Objective Bias in UK Law

Leading Cases
  • Davidson v Scottish Ministers (No 2)
    • House of Lords
    • 15 July 2004

    What disqualifies the judge is the presence of some factor which could prevent the bringing of an objective judgment to bear, which could distort the judge's judgment.

  • Janan George Harb v Hrh Prince Abdul Aziz Bin Fahd Bin Abdul Aziz
    • Court of Appeal (Civil Division)
    • 16 June 2016

    First, the opinion of the notional informed and fair-minded observer is not to be confused with the opinion of the litigant. He lacks the objectivity which is the hallmark of the fair-minded observer. Most litigants are likely to oppose anything that they perceive might imperil their prospects of success, even if, when viewed objectively, their perception is not well-founded.

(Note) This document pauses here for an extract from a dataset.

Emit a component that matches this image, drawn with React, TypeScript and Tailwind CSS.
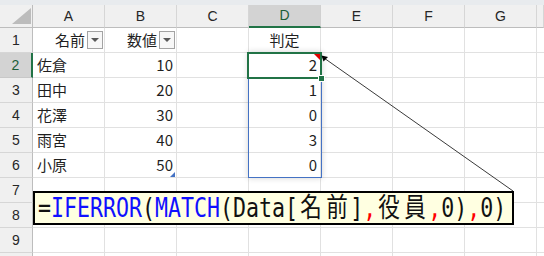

  • Amec Capital Projects Ltd v Whitefriars City Estates Ltd
    • Court of Appeal (Civil Division)
    • 28 October 2004

    The mere fact that the tribunal has decided the issue before is therefore not enough for apparent bias. There needs to be something of substance to lead the fair-minded and informed observer to conclude that there is a real possibility that the tribunal will not bring an open mind and objective judgment to bear. As was said in Locabail, the mere fact that the tribunal had previously commented adversely on a party or found his evidence unreliable would not found a sustainable objection.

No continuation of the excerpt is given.